■ **STATED TASK**: Set down all of the data that follows word for word, without the images.

■ **DATA SEGMENT**:
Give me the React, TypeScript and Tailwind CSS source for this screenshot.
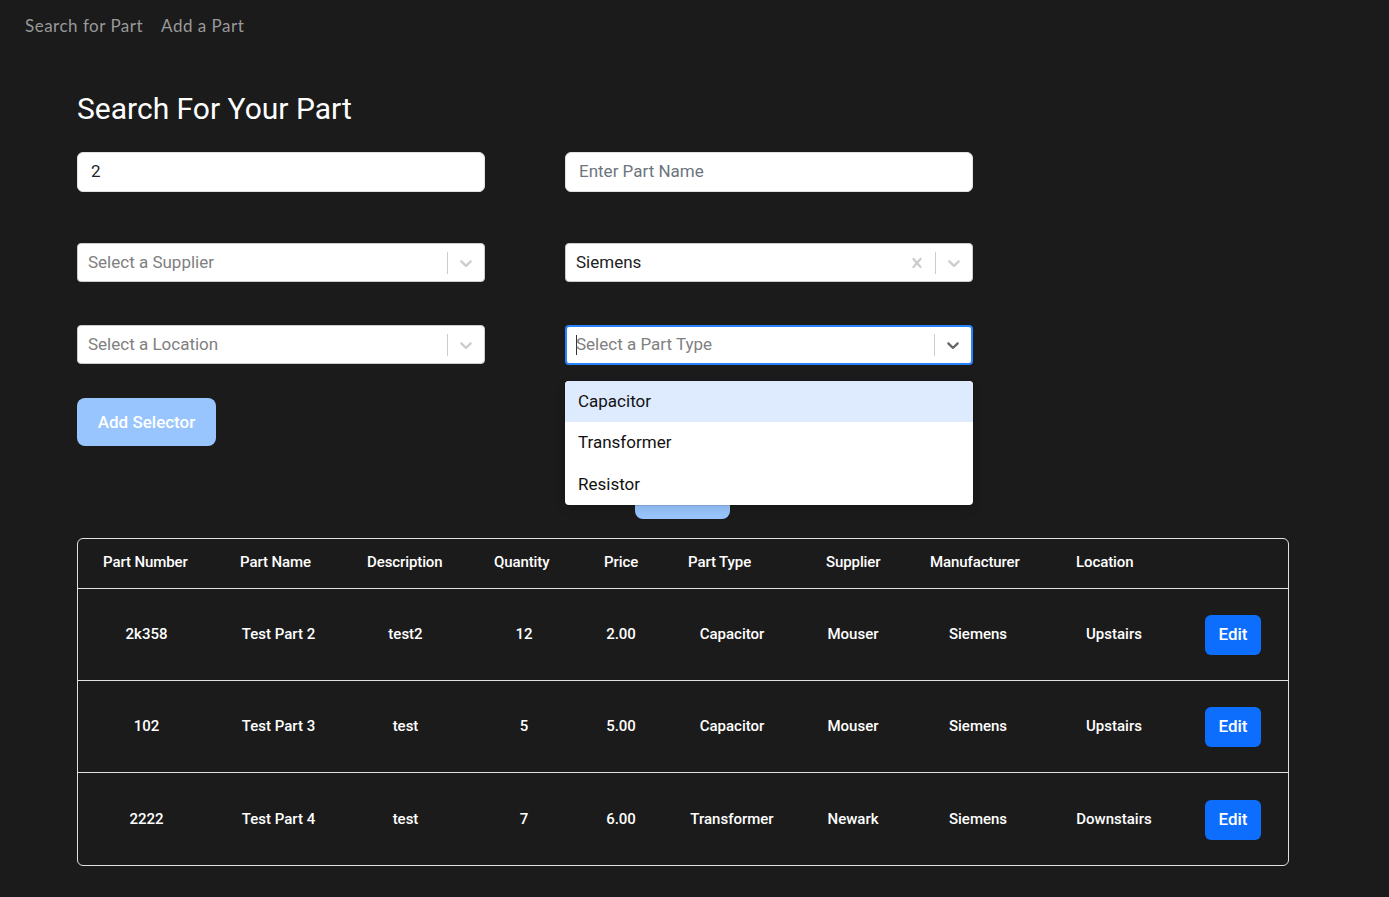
import React from "react";

const Chevron = ({ className }: { className: string }) => (
  <svg viewBox="0 0 20 20" width="20" height="20" className={className} fill="currentColor">
    <path d="M4.516 7.548c0.436-0.446 1.043-0.481 1.576 0l3.908 3.747 3.908-3.747c0.533-0.481 1.141-0.446 1.574 0 0.436 0.445 0.408 1.197 0 1.615-0.406 0.418-4.695 4.502-4.695 4.502-0.217 0.223-0.502 0.335-0.787 0.335s-0.57-0.112-0.789-0.335c0 0-4.287-4.084-4.695-4.502s-0.436-1.17 0-1.615z" />
  </svg>
);

const Cross = () => (
  <svg viewBox="0 0 20 20" width="20" height="20" className="text-[#cccccc]" fill="currentColor">
    <path d="M14.348 14.849c-0.469 0.469-1.229 0.469-1.697 0l-2.651-3.030-2.651 3.029c-0.469 0.469-1.229 0.469-1.697 0-0.469-0.469-0.469-1.229 0-1.697l2.758-3.15-2.759-3.152c-0.469-0.469-0.469-1.228 0-1.697s1.228-0.469 1.697 0l2.652 3.031 2.651-3.031c0.469-0.469 1.228-0.469 1.697 0s0.469 1.229 0 1.697l-2.758 3.152 2.758 3.15c0.469 0.469 0.469 1.229 0 1.698z" />
  </svg>
);

function Select({
  text,
  placeholder,
  clearable,
  focused,
}: {
  text: string;
  placeholder?: boolean;
  clearable?: boolean;
  focused?: boolean;
}) {
  return (
    <div
      className={
        focused
          ? "flex h-[40px] w-full items-center rounded-[4px] border-2 border-[#2684ff] bg-white"
          : "flex h-[39px] w-full items-center rounded-[4px] border border-[#cccccc] bg-white"
      }
    >
      <div className={focused ? "flex flex-1 items-center pl-[9px]" : "flex flex-1 items-center pl-[10px]"}>
        {focused && <span className="mr-[-1px] h-[20px] w-px bg-[#333]" />}
        <span className={placeholder ? "text-[17px] text-[#808080]" : "text-[17px] text-[#222]"}>{text}</span>
      </div>
      {clearable && (
        <div className="flex w-[36px] justify-center">
          <Cross />
        </div>
      )}
      <span className="h-[22px] w-px bg-[#cccccc]" />
      <div className="flex w-[36px] justify-center">
        <Chevron className={focused ? "text-[#666666]" : "text-[#cccccc]"} />
      </div>
    </div>
  );
}

const rows = [
  ["2k358", "Test Part 2", "test2", "12", "2.00", "Capacitor", "Mouser", "Siemens", "Upstairs"],
  ["102", "Test Part 3", "test", "5", "5.00", "Capacitor", "Mouser", "Siemens", "Upstairs"],
  ["2222", "Test Part 4", "test", "7", "6.00", "Transformer", "Newark", "Siemens", "Downstairs"],
];

const headers = [
  "Part Number",
  "Part Name",
  "Description",
  "Quantity",
  "Price",
  "Part Type",
  "Supplier",
  "Manufacturer",
  "Location",
  "",
];

const gridCols =
  "grid grid-cols-[137px_127px_127px_110px_84px_138px_104px_146px_126px_112px]";

export default function App() {
  return (
    <div className="min-h-screen bg-[#1b1b1b] font-['Roboto',sans-serif] text-white">
      <nav className="flex h-[52px] items-center gap-[18px] pl-[25px] font-['Lato',sans-serif] text-[17px] text-[#999999]">
        <span className="tracking-[0.5px]">Search for Part</span>
        <span className="tracking-[0.5px]">Add a Part</span>
      </nav>

      <main className="pl-[77px] pb-[31px]">
        <h2 className="mt-[38px] h-[38px] text-[30px] leading-[38px] font-normal">Search For Your Part</h2>

        <div className="mt-[24px] grid w-[896px] grid-cols-[408px_408px] gap-x-[80px]">
          <div className="flex h-[40px] items-center rounded-[6px] border border-[#dee2e6] bg-white px-[13px] text-[17px] text-[#212529]">
            2
          </div>
          <div className="flex h-[40px] items-center rounded-[6px] border border-[#dee2e6] bg-white px-[13px] text-[17px] text-[#6c757d]">
            Enter Part Name
          </div>
        </div>

        <div className="mt-[51px] grid w-[896px] grid-cols-[408px_408px] gap-x-[80px]">
          <Select text="Select a Supplier" placeholder />
          <Select text="Siemens" clearable />
        </div>

        <div className="mt-[43px] grid w-[896px] grid-cols-[408px_408px] gap-x-[80px]">
          <Select text="Select a Location" placeholder />
          <div className="relative">
            <Select text="Select a Part Type" placeholder focused />
            <div className="absolute top-[56px] left-0 z-10 w-full overflow-hidden rounded-[4px] bg-white text-[17px] text-[#111] shadow-[0_0_0_1px_rgba(0,0,0,0.1),0_4px_11px_rgba(0,0,0,0.1)]">
              <div className="flex h-[41px] items-center bg-[#deebff] pl-[13px]">Capacitor</div>
              <div className="flex h-[41px] items-center pl-[13px]">Transformer</div>
              <div className="flex h-[42px] items-center pl-[13px] pt-[1px]">Resistor</div>
            </div>
          </div>
        </div>

        <button className="mt-[33px] flex h-[48px] w-[139px] items-center justify-center rounded-[8px] bg-[#98c5fd] pt-[1px] text-[17px] font-medium text-white">
          Add Selector
        </button>

        <div className="mt-[25px] ml-[558px] h-[48px] w-[95px] rounded-[8px] bg-[#98c5fd]" />

        <div className="mt-[19px] w-[1212px] overflow-hidden rounded-[6px] border border-[#dee2e6]">
          <div className={`${gridCols} h-[50px] items-center border-b border-[#dee2e6] text-[15px] font-medium`}>
            {headers.map((h, i) => (
              <div key={i} className="pl-[25px] pb-[2px] whitespace-nowrap tracking-[-0.1px]">
                {h}
              </div>
            ))}
          </div>
          {rows.map((r, ri) => (
            <div
              key={ri}
              className={
                ri < rows.length - 1
                  ? `${gridCols} h-[92px] items-center border-b border-[#dee2e6] text-[15px] font-medium`
                  : `${gridCols} h-[92px] items-center pt-[1px] text-[15px] font-medium`
              }
            >
              {r.map((c, ci) => (
                <div key={ci} className="text-center whitespace-nowrap">
                  {c}
                </div>
              ))}
              <div className="flex justify-center">
                <button className="h-[40px] w-[56px] rounded-[6px] bg-[#0d6efd] text-[17px] text-white">
                  Edit
                </button>
              </div>
            </div>
          ))}
        </div>
      </main>
    </div>
  );
}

■ **THE SOLUTION**:
Give me the React, TypeScript and Tailwind CSS source for this screenshot.
import React from "react";

const Chevron = ({ className }: { className: string }) => (
  <svg viewBox="0 0 20 20" width="20" height="20" className={className} fill="currentColor">
    <path d="M4.516 7.548c0.436-0.446 1.043-0.481 1.576 0l3.908 3.747 3.908-3.747c0.533-0.481 1.141-0.446 1.574 0 0.436 0.445 0.408 1.197 0 1.615-0.406 0.418-4.695 4.502-4.695 4.502-0.217 0.223-0.502 0.335-0.787 0.335s-0.57-0.112-0.789-0.335c0 0-4.287-4.084-4.695-4.502s-0.436-1.17 0-1.615z" />
  </svg>
);

const Cross = () => (
  <svg viewBox="0 0 20 20" width="20" height="20" className="text-[#cccccc]" fill="currentColor">
    <path d="M14.348 14.849c-0.469 0.469-1.229 0.469-1.697 0l-2.651-3.030-2.651 3.029c-0.469 0.469-1.229 0.469-1.697 0-0.469-0.469-0.469-1.229 0-1.697l2.758-3.15-2.759-3.152c-0.469-0.469-0.469-1.228 0-1.697s1.228-0.469 1.697 0l2.652 3.031 2.651-3.031c0.469-0.469 1.228-0.469 1.697 0s0.469 1.229 0 1.697l-2.758 3.152 2.758 3.15c0.469 0.469 0.469 1.229 0 1.698z" />
  </svg>
);

function Select({
  text,
  placeholder,
  clearable,
  focused,
}: {
  text: string;
  placeholder?: boolean;
  clearable?: boolean;
  focused?: boolean;
}) {
  return (
    <div
      className={
        focused
          ? "flex h-[40px] w-full items-center rounded-[4px] border-2 border-[#2684ff] bg-white"
          : "flex h-[39px] w-full items-center rounded-[4px] border border-[#cccccc] bg-white"
      }
    >
      <div className={focused ? "flex flex-1 items-center pl-[9px]" : "flex flex-1 items-center pl-[10px]"}>
        {focused && <span className="mr-[-1px] h-[20px] w-px bg-[#333]" />}
        <span className={placeholder ? "text-[17px] text-[#808080]" : "text-[17px] text-[#222]"}>{text}</span>
      </div>
      {clearable && (
        <div className="flex w-[36px] justify-center">
          <Cross />
        </div>
      )}
      <span className="h-[22px] w-px bg-[#cccccc]" />
      <div className="flex w-[36px] justify-center">
        <Chevron className={focused ? "text-[#666666]" : "text-[#cccccc]"} />
      </div>
    </div>
  );
}

const rows = [
  ["2k358", "Test Part 2", "test2", "12", "2.00", "Capacitor", "Mouser", "Siemens", "Upstairs"],
  ["102", "Test Part 3", "test", "5", "5.00", "Capacitor", "Mouser", "Siemens", "Upstairs"],
  ["2222", "Test Part 4", "test", "7", "6.00", "Transformer", "Newark", "Siemens", "Downstairs"],
];

const headers = [
  "Part Number",
  "Part Name",
  "Description",
  "Quantity",
  "Price",
  "Part Type",
  "Supplier",
  "Manufacturer",
  "Location",
  "",
];

const gridCols =
  "grid grid-cols-[137px_127px_127px_110px_84px_138px_104px_146px_126px_112px]";

export default function App() {
  return (
    <div className="min-h-screen bg-[#1b1b1b] font-['Roboto',sans-serif] text-white">
      <nav className="flex h-[52px] items-center gap-[18px] pl-[25px] font-['Lato',sans-serif] text-[17px] text-[#999999]">
        <span className="tracking-[0.5px]">Search for Part</span>
        <span className="tracking-[0.5px]">Add a Part</span>
      </nav>

      <main className="pl-[77px] pb-[31px]">
        <h2 className="mt-[38px] h-[38px] text-[30px] leading-[38px] font-normal">Search For Your Part</h2>

        <div className="mt-[24px] grid w-[896px] grid-cols-[408px_408px] gap-x-[80px]">
          <div className="flex h-[40px] items-center rounded-[6px] border border-[#dee2e6] bg-white px-[13px] text-[17px] text-[#212529]">
            2
          </div>
          <div className="flex h-[40px] items-center rounded-[6px] border border-[#dee2e6] bg-white px-[13px] text-[17px] text-[#6c757d]">
            Enter Part Name
          </div>
        </div>

        <div className="mt-[51px] grid w-[896px] grid-cols-[408px_408px] gap-x-[80px]">
          <Select text="Select a Supplier" placeholder />
          <Select text="Siemens" clearable />
        </div>

        <div className="mt-[43px] grid w-[896px] grid-cols-[408px_408px] gap-x-[80px]">
          <Select text="Select a Location" placeholder />
          <div className="relative">
            <Select text="Select a Part Type" placeholder focused />
            <div className="absolute top-[56px] left-0 z-10 w-full overflow-hidden rounded-[4px] bg-white text-[17px] text-[#111] shadow-[0_0_0_1px_rgba(0,0,0,0.1),0_4px_11px_rgba(0,0,0,0.1)]">
              <div className="flex h-[41px] items-center bg-[#deebff] pl-[13px]">Capacitor</div>
              <div className="flex h-[41px] items-center pl-[13px]">Transformer</div>
              <div className="flex h-[42px] items-center pl-[13px] pt-[1px]">Resistor</div>
            </div>
          </div>
        </div>

        <button className="mt-[33px] flex h-[48px] w-[139px] items-center justify-center rounded-[8px] bg-[#98c5fd] pt-[1px] text-[17px] font-medium text-white">
          Add Selector
        </button>

        <div className="mt-[25px] ml-[558px] h-[48px] w-[95px] rounded-[8px] bg-[#98c5fd]" />

        <div className="mt-[19px] w-[1212px] overflow-hidden rounded-[6px] border border-[#dee2e6]">
          <div className={`${gridCols} h-[50px] items-center border-b border-[#dee2e6] text-[15px] font-medium`}>
            {headers.map((h, i) => (
              <div key={i} className="pl-[25px] pb-[2px] whitespace-nowrap tracking-[-0.1px]">
                {h}
              </div>
            ))}
          </div>
          {rows.map((r, ri) => (
            <div
              key={ri}
              className={
                ri < rows.length - 1
                  ? `${gridCols} h-[92px] items-center border-b border-[#dee2e6] text-[15px] font-medium`
                  : `${gridCols} h-[92px] items-center pt-[1px] text-[15px] font-medium`
              }
            >
              {r.map((c, ci) => (
                <div key={ci} className="text-center whitespace-nowrap">
                  {c}
                </div>
              ))}
              <div className="flex justify-center">
                <button className="h-[40px] w-[56px] rounded-[6px] bg-[#0d6efd] text-[17px] text-white">
                  Edit
                </button>
              </div>
            </div>
          ))}
        </div>
      </main>
    </div>
  );
}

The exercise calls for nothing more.